- _Data for the task_
◆ ◆ ◆ ◆

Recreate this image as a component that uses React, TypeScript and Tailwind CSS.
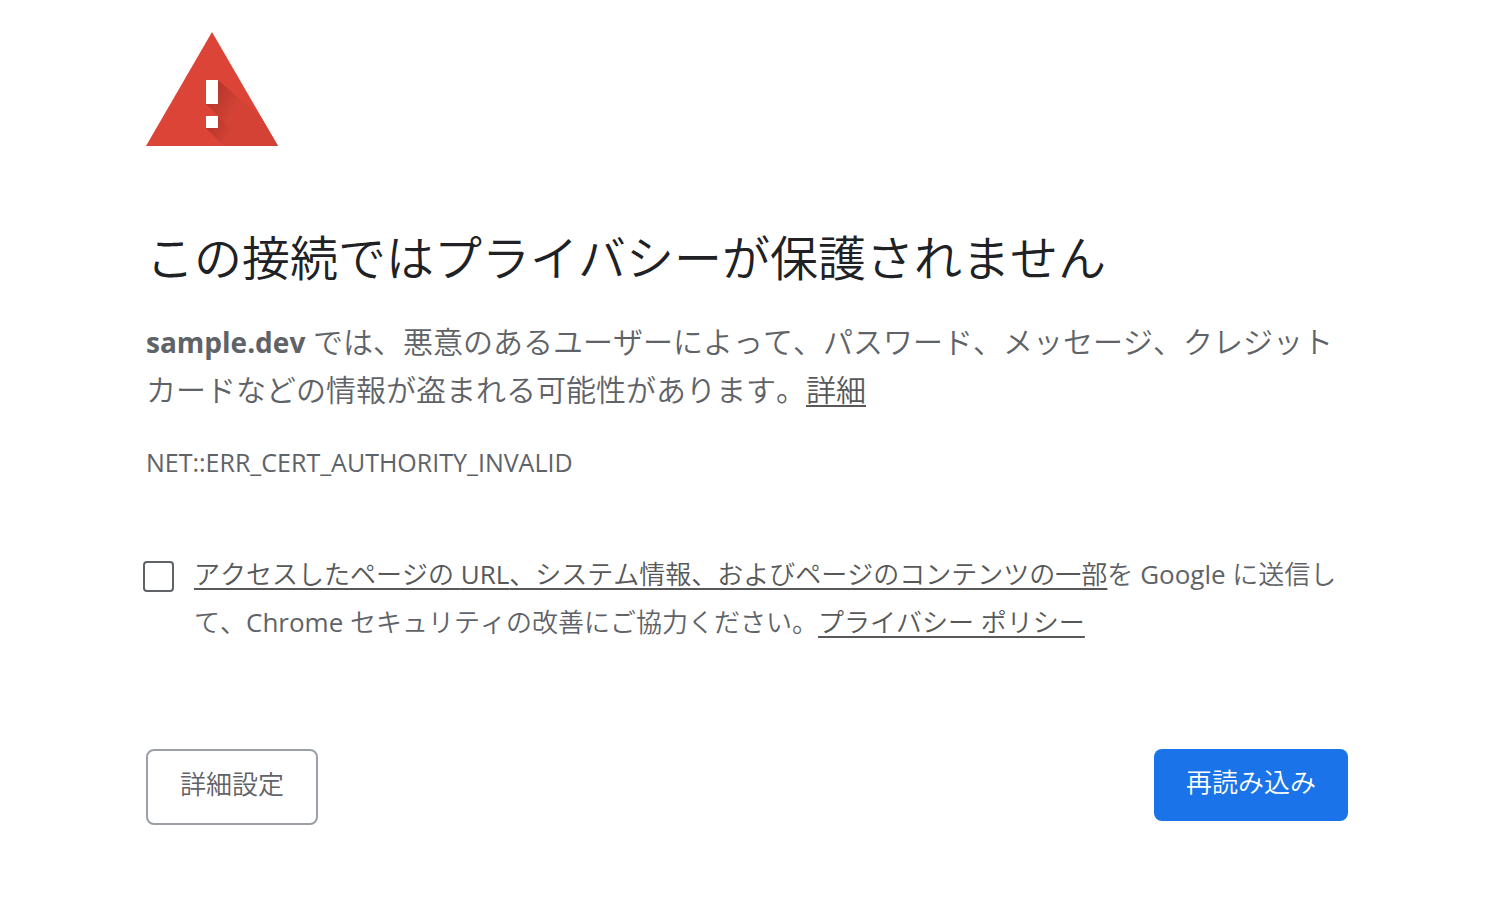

◆ ◆ ◆ ◆

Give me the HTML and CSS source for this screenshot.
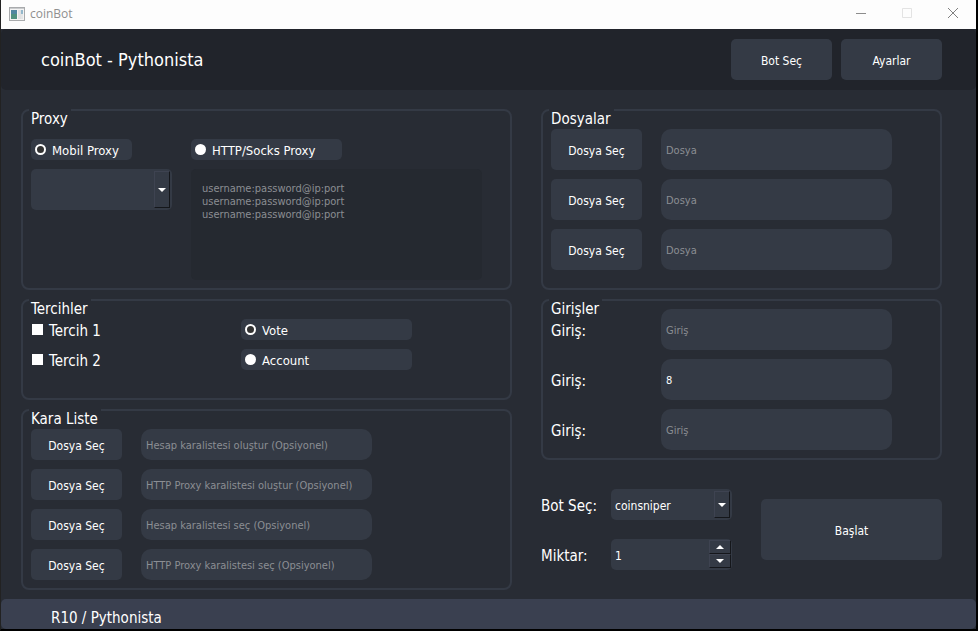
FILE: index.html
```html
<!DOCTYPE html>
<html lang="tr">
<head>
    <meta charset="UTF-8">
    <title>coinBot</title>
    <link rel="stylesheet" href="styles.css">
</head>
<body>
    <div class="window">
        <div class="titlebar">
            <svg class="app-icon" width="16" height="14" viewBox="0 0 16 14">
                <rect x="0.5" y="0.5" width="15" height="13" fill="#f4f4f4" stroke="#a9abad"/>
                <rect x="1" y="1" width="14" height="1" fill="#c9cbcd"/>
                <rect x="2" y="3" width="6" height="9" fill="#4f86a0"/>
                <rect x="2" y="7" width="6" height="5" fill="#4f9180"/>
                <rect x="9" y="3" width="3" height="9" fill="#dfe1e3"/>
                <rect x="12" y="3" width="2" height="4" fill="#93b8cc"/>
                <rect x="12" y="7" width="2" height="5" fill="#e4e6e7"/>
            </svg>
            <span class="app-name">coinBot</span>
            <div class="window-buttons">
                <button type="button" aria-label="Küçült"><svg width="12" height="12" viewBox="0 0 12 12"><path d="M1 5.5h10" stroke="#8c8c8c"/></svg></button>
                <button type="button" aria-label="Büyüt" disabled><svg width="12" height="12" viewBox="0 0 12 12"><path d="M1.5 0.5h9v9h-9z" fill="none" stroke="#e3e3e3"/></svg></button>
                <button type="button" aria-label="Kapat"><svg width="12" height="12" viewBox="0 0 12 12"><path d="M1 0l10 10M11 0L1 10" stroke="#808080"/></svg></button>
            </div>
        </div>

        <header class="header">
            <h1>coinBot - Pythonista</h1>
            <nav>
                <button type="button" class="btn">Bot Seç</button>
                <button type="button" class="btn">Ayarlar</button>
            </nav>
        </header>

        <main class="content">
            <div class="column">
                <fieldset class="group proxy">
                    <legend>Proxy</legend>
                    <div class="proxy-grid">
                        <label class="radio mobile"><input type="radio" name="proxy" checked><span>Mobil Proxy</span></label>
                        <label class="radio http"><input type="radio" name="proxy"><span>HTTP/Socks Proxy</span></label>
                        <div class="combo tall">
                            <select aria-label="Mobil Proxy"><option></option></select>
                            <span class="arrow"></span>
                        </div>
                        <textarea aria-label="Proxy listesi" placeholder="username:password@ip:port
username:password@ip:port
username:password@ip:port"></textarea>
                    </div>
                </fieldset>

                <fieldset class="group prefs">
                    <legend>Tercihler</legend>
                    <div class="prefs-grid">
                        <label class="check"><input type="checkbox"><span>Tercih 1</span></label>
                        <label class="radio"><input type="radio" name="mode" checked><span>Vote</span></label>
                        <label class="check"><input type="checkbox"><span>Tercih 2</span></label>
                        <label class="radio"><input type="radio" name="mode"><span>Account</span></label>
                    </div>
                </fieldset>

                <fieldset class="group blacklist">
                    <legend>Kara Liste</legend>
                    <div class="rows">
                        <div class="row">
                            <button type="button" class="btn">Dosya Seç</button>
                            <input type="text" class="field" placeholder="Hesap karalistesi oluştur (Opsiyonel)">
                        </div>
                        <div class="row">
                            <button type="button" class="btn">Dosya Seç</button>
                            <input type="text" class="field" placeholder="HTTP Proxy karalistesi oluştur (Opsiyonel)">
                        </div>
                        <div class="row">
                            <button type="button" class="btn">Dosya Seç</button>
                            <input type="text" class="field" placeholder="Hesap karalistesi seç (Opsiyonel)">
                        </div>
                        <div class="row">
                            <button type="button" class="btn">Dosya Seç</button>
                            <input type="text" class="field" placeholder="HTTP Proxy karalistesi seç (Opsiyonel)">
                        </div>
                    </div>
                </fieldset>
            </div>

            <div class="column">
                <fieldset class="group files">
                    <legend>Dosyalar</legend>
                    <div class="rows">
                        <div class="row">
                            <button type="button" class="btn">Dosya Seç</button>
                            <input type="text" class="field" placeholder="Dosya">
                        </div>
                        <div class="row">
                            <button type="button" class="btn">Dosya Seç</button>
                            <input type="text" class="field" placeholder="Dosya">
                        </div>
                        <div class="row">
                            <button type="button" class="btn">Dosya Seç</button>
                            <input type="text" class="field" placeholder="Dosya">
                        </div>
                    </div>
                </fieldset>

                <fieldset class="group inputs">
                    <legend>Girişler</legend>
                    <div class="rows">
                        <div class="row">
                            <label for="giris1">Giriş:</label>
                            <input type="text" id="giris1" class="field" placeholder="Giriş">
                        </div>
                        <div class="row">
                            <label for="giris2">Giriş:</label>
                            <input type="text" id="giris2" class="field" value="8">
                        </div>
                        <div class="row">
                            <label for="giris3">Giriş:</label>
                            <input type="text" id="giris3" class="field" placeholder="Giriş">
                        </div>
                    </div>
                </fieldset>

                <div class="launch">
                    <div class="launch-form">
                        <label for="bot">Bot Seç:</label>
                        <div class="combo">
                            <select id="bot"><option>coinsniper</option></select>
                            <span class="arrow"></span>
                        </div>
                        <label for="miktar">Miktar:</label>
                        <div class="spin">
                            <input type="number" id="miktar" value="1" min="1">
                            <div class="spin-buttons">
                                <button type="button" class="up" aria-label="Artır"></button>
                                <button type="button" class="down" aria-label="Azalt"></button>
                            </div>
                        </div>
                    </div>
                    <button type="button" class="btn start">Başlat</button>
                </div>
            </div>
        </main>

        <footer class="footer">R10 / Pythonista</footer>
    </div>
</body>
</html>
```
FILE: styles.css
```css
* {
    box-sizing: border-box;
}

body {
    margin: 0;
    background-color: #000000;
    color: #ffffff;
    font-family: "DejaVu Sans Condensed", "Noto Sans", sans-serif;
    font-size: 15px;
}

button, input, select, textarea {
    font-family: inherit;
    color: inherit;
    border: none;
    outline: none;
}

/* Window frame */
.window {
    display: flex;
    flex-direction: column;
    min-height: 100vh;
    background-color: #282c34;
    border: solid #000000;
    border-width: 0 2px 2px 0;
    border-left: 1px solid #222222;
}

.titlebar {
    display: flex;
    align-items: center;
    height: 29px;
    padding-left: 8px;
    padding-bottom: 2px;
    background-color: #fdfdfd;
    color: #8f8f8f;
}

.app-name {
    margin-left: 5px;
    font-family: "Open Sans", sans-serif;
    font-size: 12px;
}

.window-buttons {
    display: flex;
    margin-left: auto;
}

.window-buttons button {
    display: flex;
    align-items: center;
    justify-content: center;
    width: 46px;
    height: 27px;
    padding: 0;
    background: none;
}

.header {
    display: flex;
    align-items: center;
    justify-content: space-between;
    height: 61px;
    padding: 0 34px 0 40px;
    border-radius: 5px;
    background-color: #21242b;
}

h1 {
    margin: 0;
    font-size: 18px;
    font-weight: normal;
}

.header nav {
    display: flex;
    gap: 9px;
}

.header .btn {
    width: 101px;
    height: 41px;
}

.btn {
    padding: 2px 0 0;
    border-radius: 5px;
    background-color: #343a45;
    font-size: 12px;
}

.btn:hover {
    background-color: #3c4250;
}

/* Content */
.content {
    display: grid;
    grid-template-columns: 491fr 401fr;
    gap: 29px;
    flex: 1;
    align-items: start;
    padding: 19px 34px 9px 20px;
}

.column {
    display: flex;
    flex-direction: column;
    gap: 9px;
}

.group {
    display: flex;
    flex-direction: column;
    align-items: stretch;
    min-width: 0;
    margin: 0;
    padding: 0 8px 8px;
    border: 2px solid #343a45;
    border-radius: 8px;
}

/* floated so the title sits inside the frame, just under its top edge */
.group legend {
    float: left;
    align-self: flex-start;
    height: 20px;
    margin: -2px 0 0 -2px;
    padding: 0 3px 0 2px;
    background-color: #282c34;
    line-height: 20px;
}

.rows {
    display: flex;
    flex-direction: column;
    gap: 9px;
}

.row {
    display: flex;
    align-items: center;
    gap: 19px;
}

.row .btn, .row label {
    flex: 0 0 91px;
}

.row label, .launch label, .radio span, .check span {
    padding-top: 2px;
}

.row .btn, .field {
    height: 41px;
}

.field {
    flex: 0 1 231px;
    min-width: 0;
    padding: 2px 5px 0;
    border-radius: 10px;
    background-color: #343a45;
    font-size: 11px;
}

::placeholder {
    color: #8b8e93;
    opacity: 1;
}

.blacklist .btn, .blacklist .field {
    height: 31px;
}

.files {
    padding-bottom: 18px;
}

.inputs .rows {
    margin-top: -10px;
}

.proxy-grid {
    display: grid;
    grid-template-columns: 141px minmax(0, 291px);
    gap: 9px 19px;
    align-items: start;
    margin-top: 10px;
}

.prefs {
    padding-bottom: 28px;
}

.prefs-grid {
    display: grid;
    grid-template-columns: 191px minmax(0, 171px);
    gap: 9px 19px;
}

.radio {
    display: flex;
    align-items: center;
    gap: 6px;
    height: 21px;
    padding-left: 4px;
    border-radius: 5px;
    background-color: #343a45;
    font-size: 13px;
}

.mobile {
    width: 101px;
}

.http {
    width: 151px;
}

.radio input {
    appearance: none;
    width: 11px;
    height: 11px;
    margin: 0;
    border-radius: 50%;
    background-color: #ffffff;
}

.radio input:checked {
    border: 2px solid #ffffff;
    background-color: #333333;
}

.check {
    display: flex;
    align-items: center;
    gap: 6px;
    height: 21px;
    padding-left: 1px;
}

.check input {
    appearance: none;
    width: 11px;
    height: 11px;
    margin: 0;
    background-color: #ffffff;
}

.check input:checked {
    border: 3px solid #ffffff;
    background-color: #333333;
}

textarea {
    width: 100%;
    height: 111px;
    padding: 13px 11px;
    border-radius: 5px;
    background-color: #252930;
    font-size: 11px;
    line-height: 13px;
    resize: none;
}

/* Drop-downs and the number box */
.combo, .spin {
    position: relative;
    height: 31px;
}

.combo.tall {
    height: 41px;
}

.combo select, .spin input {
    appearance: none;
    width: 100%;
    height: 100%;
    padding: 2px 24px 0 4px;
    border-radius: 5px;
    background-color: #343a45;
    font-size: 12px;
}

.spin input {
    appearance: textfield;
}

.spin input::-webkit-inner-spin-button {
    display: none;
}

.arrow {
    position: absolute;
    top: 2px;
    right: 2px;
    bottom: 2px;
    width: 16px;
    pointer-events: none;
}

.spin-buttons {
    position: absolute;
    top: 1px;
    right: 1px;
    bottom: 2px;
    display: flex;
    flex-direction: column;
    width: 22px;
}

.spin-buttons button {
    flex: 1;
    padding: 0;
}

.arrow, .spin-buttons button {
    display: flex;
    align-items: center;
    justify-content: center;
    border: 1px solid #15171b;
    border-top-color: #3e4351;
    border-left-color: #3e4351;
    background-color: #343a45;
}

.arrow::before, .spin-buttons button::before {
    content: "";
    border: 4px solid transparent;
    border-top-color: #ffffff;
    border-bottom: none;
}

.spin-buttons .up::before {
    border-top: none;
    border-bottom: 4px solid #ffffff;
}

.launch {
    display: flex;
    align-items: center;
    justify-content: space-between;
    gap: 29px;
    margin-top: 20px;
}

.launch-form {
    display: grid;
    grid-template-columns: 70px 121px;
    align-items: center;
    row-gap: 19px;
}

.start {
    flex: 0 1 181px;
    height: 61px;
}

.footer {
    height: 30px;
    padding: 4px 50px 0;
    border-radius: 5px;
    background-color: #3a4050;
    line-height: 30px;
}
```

◆ ◆ ◆ ◆

- _Your goal_
Tally the lines in the listing that hold "this" and report the number alone.

- _Solution_
2